Start Supplied records

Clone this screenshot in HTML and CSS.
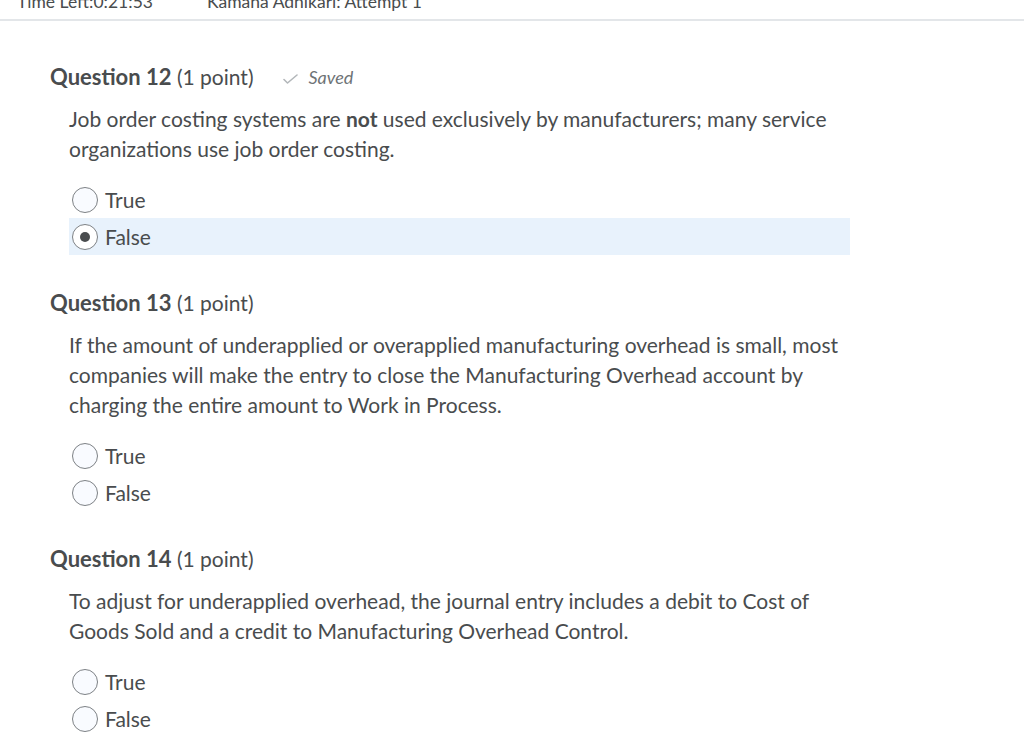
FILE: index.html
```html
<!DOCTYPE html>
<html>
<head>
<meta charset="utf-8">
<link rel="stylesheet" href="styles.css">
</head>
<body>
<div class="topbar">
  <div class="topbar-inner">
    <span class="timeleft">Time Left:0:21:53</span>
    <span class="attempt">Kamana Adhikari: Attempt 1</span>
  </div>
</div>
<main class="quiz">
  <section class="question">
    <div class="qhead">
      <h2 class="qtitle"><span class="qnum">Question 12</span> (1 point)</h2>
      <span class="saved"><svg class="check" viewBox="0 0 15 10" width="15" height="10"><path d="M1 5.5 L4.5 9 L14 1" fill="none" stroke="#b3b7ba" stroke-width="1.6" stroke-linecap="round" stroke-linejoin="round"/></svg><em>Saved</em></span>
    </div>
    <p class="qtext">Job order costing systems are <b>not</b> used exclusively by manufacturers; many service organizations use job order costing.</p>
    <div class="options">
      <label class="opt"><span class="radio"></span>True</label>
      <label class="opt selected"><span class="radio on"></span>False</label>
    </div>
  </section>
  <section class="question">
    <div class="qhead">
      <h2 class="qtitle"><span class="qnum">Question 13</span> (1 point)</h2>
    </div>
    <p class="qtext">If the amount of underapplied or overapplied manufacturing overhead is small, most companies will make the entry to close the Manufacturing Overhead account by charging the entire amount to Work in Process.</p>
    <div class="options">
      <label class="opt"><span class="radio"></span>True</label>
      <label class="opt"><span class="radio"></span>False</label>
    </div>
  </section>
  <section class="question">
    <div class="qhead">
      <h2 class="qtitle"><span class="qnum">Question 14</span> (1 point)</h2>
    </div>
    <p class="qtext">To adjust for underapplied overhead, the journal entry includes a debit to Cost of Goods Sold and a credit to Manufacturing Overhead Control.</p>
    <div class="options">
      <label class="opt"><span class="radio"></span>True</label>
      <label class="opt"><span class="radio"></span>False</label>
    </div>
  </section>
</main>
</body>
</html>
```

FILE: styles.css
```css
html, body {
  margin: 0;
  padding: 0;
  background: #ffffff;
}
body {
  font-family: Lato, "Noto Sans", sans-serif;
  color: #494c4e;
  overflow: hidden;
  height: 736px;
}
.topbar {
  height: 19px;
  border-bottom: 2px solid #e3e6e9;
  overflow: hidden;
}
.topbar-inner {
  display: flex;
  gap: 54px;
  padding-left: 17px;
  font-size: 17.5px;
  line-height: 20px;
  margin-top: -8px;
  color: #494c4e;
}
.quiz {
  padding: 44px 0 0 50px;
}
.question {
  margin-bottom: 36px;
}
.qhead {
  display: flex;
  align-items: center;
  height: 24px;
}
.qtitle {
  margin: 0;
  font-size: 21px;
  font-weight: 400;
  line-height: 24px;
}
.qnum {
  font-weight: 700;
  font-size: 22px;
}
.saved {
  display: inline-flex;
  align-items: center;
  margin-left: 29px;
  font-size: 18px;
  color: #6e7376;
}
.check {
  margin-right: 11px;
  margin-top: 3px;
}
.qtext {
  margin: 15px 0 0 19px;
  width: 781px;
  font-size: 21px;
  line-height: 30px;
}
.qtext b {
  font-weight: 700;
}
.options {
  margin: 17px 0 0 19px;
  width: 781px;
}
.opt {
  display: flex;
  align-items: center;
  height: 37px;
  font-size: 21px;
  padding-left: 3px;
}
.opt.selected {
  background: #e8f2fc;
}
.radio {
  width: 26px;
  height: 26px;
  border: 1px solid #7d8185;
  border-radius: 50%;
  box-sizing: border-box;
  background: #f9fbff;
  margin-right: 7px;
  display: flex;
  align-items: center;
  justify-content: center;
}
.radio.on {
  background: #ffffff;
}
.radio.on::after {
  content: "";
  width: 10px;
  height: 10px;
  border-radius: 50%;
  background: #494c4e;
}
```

End Supplied records
Start Supplied records

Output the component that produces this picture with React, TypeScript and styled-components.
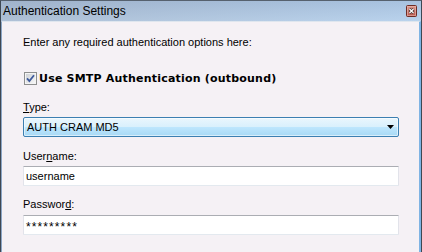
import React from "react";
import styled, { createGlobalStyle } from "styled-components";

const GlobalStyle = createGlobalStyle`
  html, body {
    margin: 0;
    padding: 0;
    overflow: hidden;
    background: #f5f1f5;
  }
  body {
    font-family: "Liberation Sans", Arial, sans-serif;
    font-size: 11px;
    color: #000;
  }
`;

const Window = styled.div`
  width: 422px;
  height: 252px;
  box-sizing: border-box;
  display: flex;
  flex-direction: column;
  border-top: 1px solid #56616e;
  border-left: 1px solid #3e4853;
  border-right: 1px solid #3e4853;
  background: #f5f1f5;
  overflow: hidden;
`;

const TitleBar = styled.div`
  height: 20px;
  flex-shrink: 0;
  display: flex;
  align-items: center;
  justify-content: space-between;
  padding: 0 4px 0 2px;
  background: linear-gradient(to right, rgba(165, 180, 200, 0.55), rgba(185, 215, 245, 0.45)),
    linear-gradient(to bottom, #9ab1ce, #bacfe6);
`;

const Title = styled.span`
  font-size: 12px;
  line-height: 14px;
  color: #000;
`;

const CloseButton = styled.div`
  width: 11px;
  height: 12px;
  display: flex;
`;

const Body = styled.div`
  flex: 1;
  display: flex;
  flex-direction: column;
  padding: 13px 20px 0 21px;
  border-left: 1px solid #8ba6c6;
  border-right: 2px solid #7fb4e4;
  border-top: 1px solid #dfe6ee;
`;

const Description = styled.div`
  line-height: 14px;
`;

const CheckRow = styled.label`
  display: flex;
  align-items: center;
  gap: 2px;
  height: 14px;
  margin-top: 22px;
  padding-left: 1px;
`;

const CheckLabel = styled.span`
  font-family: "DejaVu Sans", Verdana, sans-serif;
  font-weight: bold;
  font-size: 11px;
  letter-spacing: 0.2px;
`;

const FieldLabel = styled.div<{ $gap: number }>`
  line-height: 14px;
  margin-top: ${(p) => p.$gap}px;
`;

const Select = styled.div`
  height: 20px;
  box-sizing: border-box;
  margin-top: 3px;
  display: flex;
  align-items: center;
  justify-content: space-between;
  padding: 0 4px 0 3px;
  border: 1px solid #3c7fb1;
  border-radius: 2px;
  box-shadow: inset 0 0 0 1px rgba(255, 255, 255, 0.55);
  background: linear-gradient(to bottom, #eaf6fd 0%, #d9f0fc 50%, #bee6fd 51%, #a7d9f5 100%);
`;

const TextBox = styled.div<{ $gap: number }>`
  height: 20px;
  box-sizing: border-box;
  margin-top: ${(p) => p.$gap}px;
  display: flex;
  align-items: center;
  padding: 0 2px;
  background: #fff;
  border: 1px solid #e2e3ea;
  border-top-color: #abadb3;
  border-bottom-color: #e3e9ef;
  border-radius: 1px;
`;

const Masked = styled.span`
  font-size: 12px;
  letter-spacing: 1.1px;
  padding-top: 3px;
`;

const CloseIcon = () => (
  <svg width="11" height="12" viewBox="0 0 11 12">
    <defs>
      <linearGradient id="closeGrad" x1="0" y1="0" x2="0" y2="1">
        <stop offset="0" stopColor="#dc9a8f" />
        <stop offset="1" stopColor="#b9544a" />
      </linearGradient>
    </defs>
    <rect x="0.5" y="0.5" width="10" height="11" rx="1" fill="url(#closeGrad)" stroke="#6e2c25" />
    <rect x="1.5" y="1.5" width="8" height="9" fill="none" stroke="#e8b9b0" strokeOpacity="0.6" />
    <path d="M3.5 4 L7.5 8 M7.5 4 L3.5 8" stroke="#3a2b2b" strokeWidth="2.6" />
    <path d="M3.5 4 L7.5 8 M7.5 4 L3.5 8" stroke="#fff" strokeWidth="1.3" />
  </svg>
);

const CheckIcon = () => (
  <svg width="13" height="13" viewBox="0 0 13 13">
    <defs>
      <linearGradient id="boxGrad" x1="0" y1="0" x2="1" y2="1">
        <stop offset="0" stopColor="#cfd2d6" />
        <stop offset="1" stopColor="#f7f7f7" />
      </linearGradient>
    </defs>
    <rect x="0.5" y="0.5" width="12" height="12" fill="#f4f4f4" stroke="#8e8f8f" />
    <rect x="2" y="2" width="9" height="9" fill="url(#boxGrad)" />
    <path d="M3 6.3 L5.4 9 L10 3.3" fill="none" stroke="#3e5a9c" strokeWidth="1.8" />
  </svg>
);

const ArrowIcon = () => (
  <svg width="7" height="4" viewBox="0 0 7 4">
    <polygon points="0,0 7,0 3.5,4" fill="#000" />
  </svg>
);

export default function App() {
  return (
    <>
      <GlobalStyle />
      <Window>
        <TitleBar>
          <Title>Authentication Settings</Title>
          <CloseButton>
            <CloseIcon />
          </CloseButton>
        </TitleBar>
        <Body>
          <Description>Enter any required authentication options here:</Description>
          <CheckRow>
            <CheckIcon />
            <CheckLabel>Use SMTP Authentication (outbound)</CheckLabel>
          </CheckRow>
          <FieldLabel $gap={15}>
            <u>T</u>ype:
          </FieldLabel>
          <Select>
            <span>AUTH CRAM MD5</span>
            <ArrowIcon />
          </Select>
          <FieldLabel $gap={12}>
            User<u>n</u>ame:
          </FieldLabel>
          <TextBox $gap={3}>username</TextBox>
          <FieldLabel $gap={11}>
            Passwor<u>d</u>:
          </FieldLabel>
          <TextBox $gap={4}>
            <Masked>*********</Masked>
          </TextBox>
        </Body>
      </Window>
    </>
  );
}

End Supplied records
Start Supplied records

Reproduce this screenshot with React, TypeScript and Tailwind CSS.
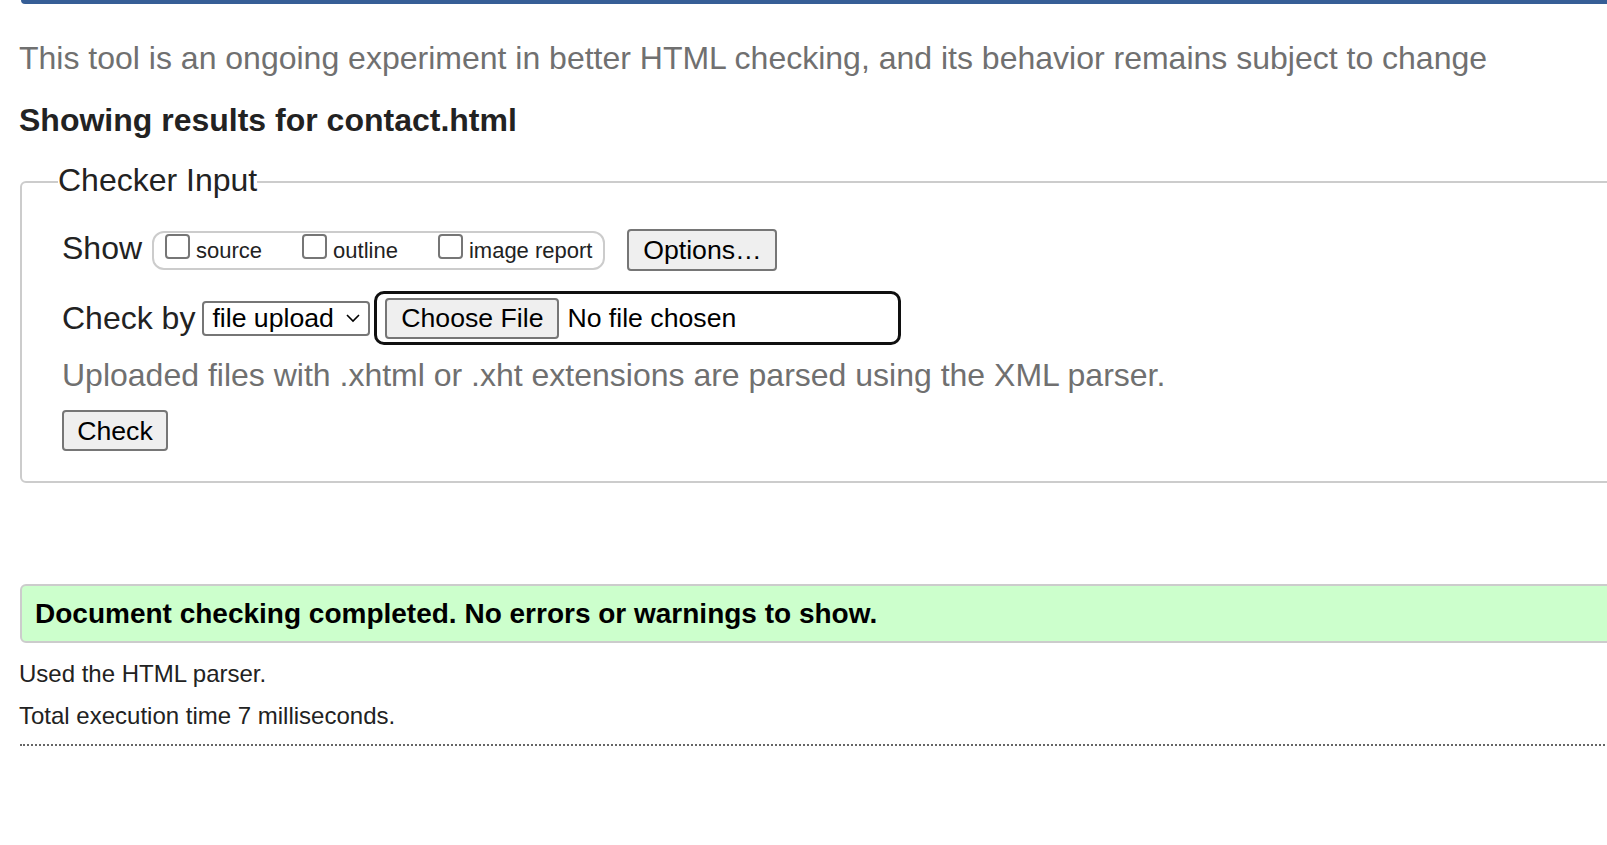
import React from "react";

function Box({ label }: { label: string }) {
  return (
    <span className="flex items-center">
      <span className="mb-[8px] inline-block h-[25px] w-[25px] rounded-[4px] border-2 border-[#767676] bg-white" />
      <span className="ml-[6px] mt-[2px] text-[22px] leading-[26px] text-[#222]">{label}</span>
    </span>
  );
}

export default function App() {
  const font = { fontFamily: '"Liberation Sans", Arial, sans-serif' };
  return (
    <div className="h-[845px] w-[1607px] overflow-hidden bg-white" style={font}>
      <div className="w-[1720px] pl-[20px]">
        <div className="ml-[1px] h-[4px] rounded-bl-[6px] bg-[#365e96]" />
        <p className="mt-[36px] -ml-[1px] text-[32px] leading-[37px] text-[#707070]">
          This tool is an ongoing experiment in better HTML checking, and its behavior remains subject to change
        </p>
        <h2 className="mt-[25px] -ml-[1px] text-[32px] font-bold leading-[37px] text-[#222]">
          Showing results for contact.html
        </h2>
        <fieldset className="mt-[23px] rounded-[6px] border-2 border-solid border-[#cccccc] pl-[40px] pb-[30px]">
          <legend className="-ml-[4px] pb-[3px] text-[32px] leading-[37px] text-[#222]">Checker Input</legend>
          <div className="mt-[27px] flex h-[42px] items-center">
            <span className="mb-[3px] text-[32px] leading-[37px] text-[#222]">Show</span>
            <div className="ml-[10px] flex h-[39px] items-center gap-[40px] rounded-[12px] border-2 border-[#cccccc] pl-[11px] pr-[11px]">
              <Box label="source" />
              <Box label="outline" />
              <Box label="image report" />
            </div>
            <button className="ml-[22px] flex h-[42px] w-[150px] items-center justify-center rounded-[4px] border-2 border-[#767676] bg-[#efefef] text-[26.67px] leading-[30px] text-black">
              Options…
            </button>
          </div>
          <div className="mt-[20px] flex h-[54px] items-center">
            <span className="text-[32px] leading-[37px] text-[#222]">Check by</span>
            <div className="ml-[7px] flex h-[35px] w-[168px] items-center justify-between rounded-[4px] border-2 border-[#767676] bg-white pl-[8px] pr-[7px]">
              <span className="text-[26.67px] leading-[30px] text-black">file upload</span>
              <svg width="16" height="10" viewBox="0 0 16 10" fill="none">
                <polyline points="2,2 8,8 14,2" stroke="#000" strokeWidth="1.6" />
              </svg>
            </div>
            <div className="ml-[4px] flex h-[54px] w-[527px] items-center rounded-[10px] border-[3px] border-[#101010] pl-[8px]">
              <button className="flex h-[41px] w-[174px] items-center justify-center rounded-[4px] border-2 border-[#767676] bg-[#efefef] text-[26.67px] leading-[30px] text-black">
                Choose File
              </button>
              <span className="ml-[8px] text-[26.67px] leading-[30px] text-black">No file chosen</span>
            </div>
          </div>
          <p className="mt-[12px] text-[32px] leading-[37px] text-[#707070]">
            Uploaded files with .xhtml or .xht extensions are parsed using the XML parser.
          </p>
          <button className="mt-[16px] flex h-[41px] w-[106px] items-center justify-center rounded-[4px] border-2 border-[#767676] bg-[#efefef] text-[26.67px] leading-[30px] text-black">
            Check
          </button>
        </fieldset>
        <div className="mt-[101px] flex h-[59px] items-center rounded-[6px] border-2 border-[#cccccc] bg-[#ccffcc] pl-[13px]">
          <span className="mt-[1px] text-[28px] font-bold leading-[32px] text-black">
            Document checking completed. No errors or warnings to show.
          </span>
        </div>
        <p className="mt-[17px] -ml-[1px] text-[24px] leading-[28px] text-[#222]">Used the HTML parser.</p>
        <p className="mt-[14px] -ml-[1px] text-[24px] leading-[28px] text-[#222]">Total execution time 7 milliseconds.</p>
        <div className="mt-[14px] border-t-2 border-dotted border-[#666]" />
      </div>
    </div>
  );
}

End Supplied records

◆ **What to do**: Identify and copy all lines with the word "screenshot".

◆ **Expected output**:
Clone this screenshot in HTML and CSS.
Reproduce this screenshot with React, TypeScript and Tailwind CSS.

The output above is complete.